Zend-Avesta are sacred books ascribed to Zoroaster. Zendism apparently was a subset of Zoroastrism, and over time the Arabs started to call a Zendik, a person who practices heretical magic.
 According to the Wikipedia, Kavadh’s intention evidently was, by adopting the doctrine of the Mazdakites, to break the influence of powerful magnates from high classes.
 In the article I didn’t add any “hidushim” of my own; the main point is just to help those learning Masechet Taanit to understand this obscure agada. I checked that the Artscroll edition references this “Dorot Harishonim” in a footnote. Even though some Haredim would discourage learning “Dorot Harishonim” (e.g. R. Yisroel Yakov Kanievsky as brought in Orchot Rabenu) due to the author “arguing with Rishonim”, Artscroll usually does quote from these books. However since most people learning with the Artscroll will not actually check every reference brought in the footnotes, I thought it would still be useful to write this short essay, and as the history of Jewish people at the end of Sasanian rule is not too well known, I decided to add a few more sources about other shmadot that happened during that era.
 Even though a woman who is raped is permitted to her husband, if she is a wife of a kohen, she is not. Even in case of wife of a Yisrael (non-kohen), it’s not always so simple to permit his wife to return after she lived with a gentile. In addition there was a dispute regarding children of a gentile and a Jewish woman, and according to some of Hazal, their status is mamzerim, precluding them from marrying regular Jews.

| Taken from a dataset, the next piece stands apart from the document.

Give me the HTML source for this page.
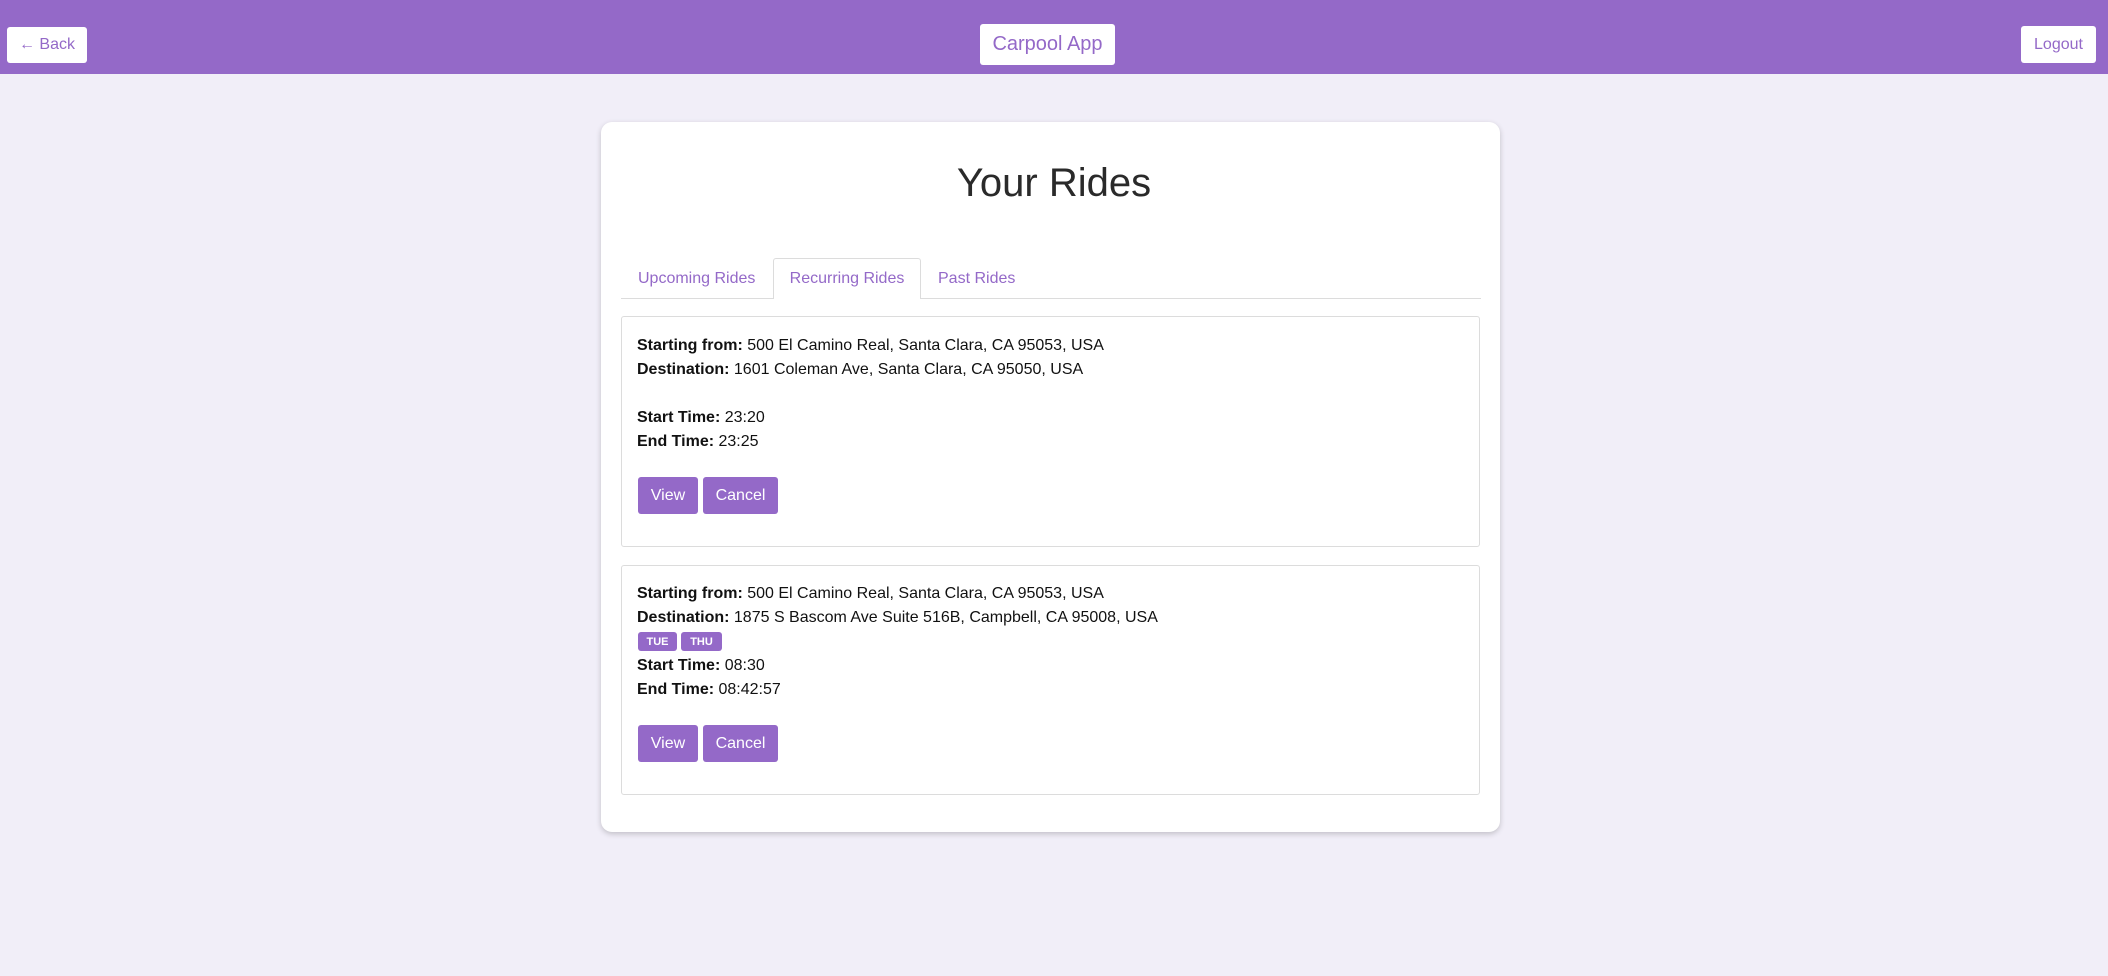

 R. Chaim Dov Rabinovich in Daat Sofrim, Shoftim, says that the story of Shimshon serves as an example for a Jew spying for Israel to protect his country. He has to pretend to be an Arab, pray like and Arab, marry an Arab woman, and yet he is one of the righteous of this world. (Maybe about people like these, our sages teach (Nazir 23a) that a sin Leshem Shamaim is better than a mitzvah that is not for the Sake of Heaven!)